In the script it's correct - my typing may be discombobulated though. The whole objective is to take a file, change the separators then join them together. Apparently sed does something so that when you do a replace - it doesn't quite make the grade anymore.

As a matter of fact if you type in a line with the "/" separator then sed it to ";", create a second file with the same line already using a ";" they will not match (try it using comm). I guess the question is why? What is it adding? ah well.

This will work with one line but not with multiple (or at least not consistently)

vgersh99 · February 21, 2005, 12:58pm

change this:

sed -n 's/[/]/:/gp' < associates > assoc_colon

to this:

sed -e 's#/#:#g' < associates > assoc_colon

codpilot · February 21, 2005, 1:18pm

Tried it - no luck with that too.

vgersh99 · February 21, 2005, 1:34pm

join -t: -1 3 -2 1 sept_colon assoc_colon > sept_assoc

or given this and the sample files:

 join -t: -1 3 -2 1 -o 1.1 -o 1.2 -o 2.2 -o 2.4 sept_colon assoc_colon

here's what I get:

104:9:John Doe:Clerk
104:9:John Doe:Clerk
112:1:Susan Smith:Manager
112:1:Susan Smith:Manager
104:2:Fast Buck:Stock Boy
104:2:Fast Buck:Stock Boy
104:2:Fast Buck:Stock Boy
104:2:Fast Buck:Stock Boy
104:1:Aimee Woods:Secretary
104:1:Aimee Woods:Secretary

codpilot · February 21, 2005, 2:11pm

there must be something else at work here. I hand executed each line of my script to get to the _colon files, replacing my command with your command. Still the result of my join is empty

This is really annoying, only because I can find nothing wrong with the syntax. there must be some specification as input to join that I am missing.

On a seperate matter, why would join not output values correctly?
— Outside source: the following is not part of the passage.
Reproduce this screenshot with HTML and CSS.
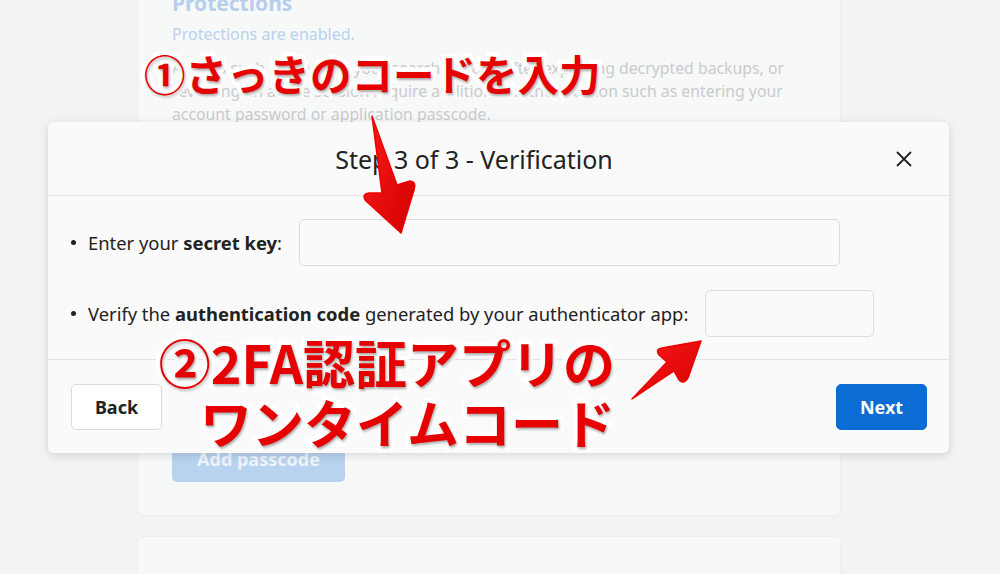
FILE: index.html
```html
<!DOCTYPE html>
<html lang="en">

<head>
    <meta charset="UTF-8">
    <meta name="viewport" content="width=device-width, initial-scale=1.0">
    <title>Step 3 of 3 - Verification</title>
    <link rel="stylesheet" href="styles.css">
</head>

<body>
    <main class="page">
        <section class="card">
            <h2 class="card-title">Protections</h2>
            <p class="card-status">Protections are enabled.</p>
            <p class="card-text">
                Actions such as clearing your search history, after exporting decrypted backups, or<br>
                revealing an active session require additional authentication such as entering your<br>
                account password or application passcode.
            </p>
            <button class="btn-faded">Add passcode</button>
        </section>
        <section class="card card-empty"></section>
    </main>

    <div class="modal">
        <div class="modal-header">
            <h3 class="modal-title">Step 3 of 3 - Verification</h3>
            <button class="modal-close" aria-label="Close">
                <svg width="18" height="18" viewBox="0 0 18 18">
                    <path d="M2 2 L16 16 M16 2 L2 16" stroke="#222" stroke-width="1.8" fill="none" />
                </svg>
            </button>
        </div>
        <ul class="modal-body">
            <li class="step-row">
                <span>Enter your <b>secret key</b>:</span>
                <input class="field field-key" type="text">
            </li>
            <li class="step-row">
                <span>Verify the <b>authentication code</b> generated by your authenticator app:</span>
                <input class="field field-code" type="text">
            </li>
        </ul>
        <div class="modal-footer">
            <button class="btn btn-back">Back</button>
            <button class="btn btn-next">Next</button>
        </div>
    </div>

    <!-- annotations -->
    <div class="note note-first">①さっきのコードを入力</div>
    <div class="note note-second">②2FA認証アプリの<br>ワンタイムコード</div>
    <svg class="arrows" width="1000" height="574" viewBox="0 0 1000 574">
        <defs>
            <linearGradient id="red" x1="0" y1="0" x2="1" y2="1">
                <stop offset="0" stop-color="#ff1a1a" />
                <stop offset="1" stop-color="#d10000" />
            </linearGradient>
        </defs>
        <path d="M372 116 L397 185 L410 181 Q417 182 414 190 L401 233 L366 201 Q361 194 369 193 L382 193 Z"
            fill="url(#red)" stroke="#e00" stroke-width="1.5" stroke-linejoin="round" />
        <path d="M632 399 L667 362 L659 355 Q655 349 662 348 L701 341 L688 378 Q684 385 679 380 L674 371 Z"
            fill="url(#red)" stroke="#e00" stroke-width="1.5" stroke-linejoin="round" />
    </svg>
</body>

</html>
```

FILE: styles.css
```css
html,
body {
    margin: 0;
    padding: 0;
    height: 574px;
    overflow: hidden;
}

body {
    font-family: "Noto Sans", "Open Sans", sans-serif;
    background-color: #f2f3f5;
    position: relative;
}

.page {
    padding-left: 137px;
    width: 704px;
}

.card {
    background: #f7f8f8;
    border: 1px solid #eceef0;
    border-radius: 6px;
    padding: 29px 34px 33px;
    margin-top: -41px;
}

.card-empty {
    margin-top: 20px;
    height: 0;
}

.card-title {
    margin: 0;
    font-size: 21px;
    line-height: 28px;
    font-weight: 700;
    color: #b6cfec;
}

.card-status {
    margin: 6px 0 0;
    font-size: 16px;
    line-height: 23px;
    color: #bad2ee;
}

.card-text {
    margin: 11px 0 0;
    font-size: 15.8px;
    line-height: 23px;
    color: #c9cbcd;
    white-space: nowrap;
}

.btn-faded {
    margin-top: 310px;
    width: 173px;
    height: 46px;
    border: none;
    border-radius: 5px;
    background: #b8d3ef;
    color: #eef4fb;
    font-family: inherit;
    font-size: 18px;
    font-weight: 700;
}

/* modal */

.modal {
    position: absolute;
    left: 48px;
    top: 122px;
    width: 901px;
    background: #fafafa;
    border-radius: 6px;
    box-shadow: 0 2px 10px rgba(0, 0, 0, 0.14);
}

.modal-header {
    height: 73px;
    display: flex;
    align-items: center;
    position: relative;
    border-bottom: 1px solid #e1e2e3;
}

.modal-title {
    flex: 1;
    margin: 0 49px 0 0;
    text-align: center;
    font-size: 25px;
    font-weight: 400;
    color: #222;
}

.modal-close {
    position: absolute;
    right: 36px;
    top: 28px;
    width: 18px;
    height: 18px;
    padding: 0;
    border: none;
    background: none;
}

.modal-close svg {
    display: block;
}

.modal-body {
    list-style: none;
    margin: 0;
    padding: 23px 23px 22px;
    display: flex;
    flex-direction: column;
    gap: 24px;
    border-bottom: 1px solid #e1e2e3;
}

.step-row {
    display: flex;
    align-items: center;
    gap: 17px;
    font-size: 18.4px;
    color: #222;
}

.step-row::before {
    content: "";
    width: 5px;
    height: 5px;
    border-radius: 50%;
    background: #222;
    margin: 0 -5px 0 0;
}

.step-row b {
    font-weight: 700;
}

.field {
    height: 47px;
    box-sizing: border-box;
    border: 1px solid #dcdddf;
    border-radius: 5px;
    background: #fafafa;
}

.field-key {
    width: 541px;
}

.field-code {
    width: 169px;
}

.modal-footer {
    display: flex;
    justify-content: space-between;
    padding: 24px 22px 23px 23px;
}

.btn {
    width: 91px;
    height: 46px;
    border-radius: 5px;
    font-family: inherit;
    font-size: 18px;
    font-weight: 700;
}

.btn-back {
    background: #fff;
    border: 1px solid #d9dadc;
    color: #222;
}

.btn-next {
    background: #0b6cd4;
    border: 1px solid #0b6cd4;
    color: #fff;
}

/* annotations */

.note {
    position: absolute;
    font-family: "Noto Sans CJK JP", sans-serif;
    font-weight: 700;
    color: #e60000;
    -webkit-text-stroke: 9px #fff;
    paint-order: stroke fill;
    text-shadow: 1px 2px 3px rgba(0, 0, 0, 0.35);
    white-space: nowrap;
}

.note-first {
    left: 144px;
    top: 43px;
    font-size: 41.5px;
    line-height: 60px;
}

.note-second {
    left: 143px;
    top: 332px;
    width: 472px;
    text-align: right;
    font-size: 52px;
    line-height: 60px;
}

.arrows {
    position: absolute;
    left: 0;
    top: 0;
    pointer-events: none;
}
```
Given a join on field one for both files, if I have a:
-o 1.1 -o 1.2 -o 1.3 -o 2.1 -o 2.2, why is it overwriting the first field with the 2.2 and dropping both index fields? I can output either file correctly (all fields) it just fails on putting out both files fields.

Now I know why I moved on to relational DB's LOL

vgersh99 · February 21, 2005, 2:17pm

seems like it's working ok for me .......
the 'sept_assoc' file contains the correct [it seems] join....

codpilot · February 21, 2005, 5:47pm

Well I think the problem is quite simply - the original files have messed up linefeeds/CR anddon't play well. I reentered the files (with a common separator) and they work fine - now I'll try them with different ones and see what happens.

Thanks for everyones help. Now if only I can figure out where the extra chars are sneaking in.

8)